I’ve been curious in thinking about this question if there’s a generally accepted definition of historical fiction and just how far in the past something has to be set to be considered historical. The broadest definition might only require that fictional characters be placed in actual events that have already taken place. With that much latitude, even a story like “Watching Oksana,” though it only dates from the 1990s, might be labeled historical fiction since it has the world events of the Soviets in Afghanistan and, to a lesser extent, Americans in Vietnam as elements of the story and, most prominently, the events of the 1994 Winter Olympics. But I think we generally consider fiction historical only if it’s set in a period that’s at a significant remove from the present. If all of Time Stamp were set around 1911 when its opening chapter takes place, I’d be more comfortable thinking of it as historical fiction. But the second chapter is set in 1997, which isn’t really that long ago.

For the sake of argument, though, let’s say it is historical fiction. The biggest draw for me in the story, aside from the characters and their immediate dilemmas, is what might be called its politics—the big societal themes of race and war and displacement, which are things of bedrock importance to me. And those really are the drumbeats of much of the twentieth century, particularly its first half, which is when much of the book takes place. It was a big century in terms of events—the world wars, the break up of empires, the great internal migration within the United States that sent so many African Americans to the North or the West. I think it’s compelling when big things are happening that end up shaping people’s lives. The Wheelocks in Time Stamp are very much in the thick of history—Will growing up in a place where lynchings occurred, his son lost in a war, he and his wife in conflict over political issues and his having a judgeship that means he has to make important decisions, potentially even ones about war and peace. Then Maddie, his daughter, documenting refugee camps around the world as a photographer.

Of course Suite Harmonic is absolutely historical fiction. Though I was actually more interested in the revolutionary period when I studied American history than I was in the nineteenth century—maybe because everything was so formative—Abraham Lincoln has always been the compelling historical figure for me. There’s something about his physical presence in pictures and the way he seems to wear the war in his features, and of course his amazing use of language. In some ways, it’s hard to picture the Civil War as the riveting event it became without Lincoln at its center. The stakes might have been the same, but I think it would have all felt different with a Millard Fillmore or James Buchanan as president.

So Lincoln is really the face of the period I was drawn to in writing Suite Harmonic, even though John Given is my main character. Lincoln represented the conflict and angst, the determination. Even the poetry. I was also interested in millennial, sometimes crazy America with its various utopian experiments, such as the ones that shaped New Harmony, Indiana, the book’s homefront, and very much attached to the idea of Ireland, where a number of my ancestors had lived until they crossed the ocean in terrible ships before and after the Potato Famine.

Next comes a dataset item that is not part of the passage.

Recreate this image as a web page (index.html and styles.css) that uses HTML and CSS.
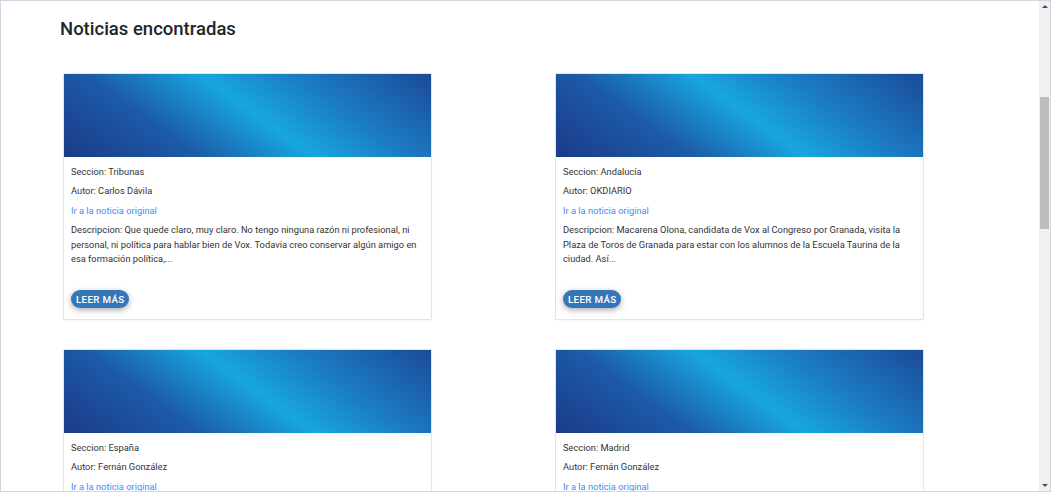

There was also the always disturbing founding sin of the country—slavery—and the great sectional rivalries that led the country to war with itself and those immense battles that took place on American soil. For a person with any interest in historical forces it’s hard not to stop and stare at this particular time in history, particularly if you have family letters that take you directly to all of it.

I want to take a bit of a left turn here. I don’t think it’s possible for those of us who’ve grown up with the movies and their sweeping pictures of historical epochs not to think about historical fiction without the full panorama of its settings and clothing and music and décor. That’s also part of the attraction for a writer. I liked imagining the young Reeve in Time Stamp looking like a 30’s movie star or wearing a Mrs. Miniver dress in the 40’s. I like the Model T’s that show up when Will Wheelock is young. There’s a bit of a period feel to that. But in Suite Harmonic, I had the full scope of a past era to work with. There was the world of encampments to draw—tent cities and huts. There are men on the march, men in battle, men watching cities burn, people arriving in cities for the first time—Dublin and New York, and Memphis—all of them with their nineteenth century buildings and look.

The domestic world has its own color. In my mind, and often on the pages of Suite Harmonic, it is full of horses and chickens and dogs. Food is local. Women make homemade bread and preserves and men do back-breaking labor with scythes. When a man has a good suit it likely has sleeves that were set imperfectly by his wife. Women’s dresses are long, some elegant with lace trim and intricate undergarments, some plain and very worn. Music is always live, theater and parlor games regular small town fare. Everything is a challenge. Childbirth is fraught; illness is often life threatening.

There is something large to put on the page when the time is large in all these important ways, and that was certainly a big part of the attraction for me in writing about the Civil War period. But it’s just occurred to me what may have drawn me particularly to that time rather than to, say, ancient Egypt or Elizabethan London, which would have certainly had an exceptional fascination for their vividness. While some of my short stories like “Treasures” and “Things” can drift into the realm of fancy or dream, I like to create worlds that are real and accurate in detail. It’s a major thing I strive for as a writer and something that stirs me as a reader. I’m not absolutely positive about this, but I must have sensed early on that, if I dug deeply enough, there was a sufficient historical record to let me create a pretty good facsimile of Abraham Lincoln’s time. And of John Given’s. It was something I could actually do.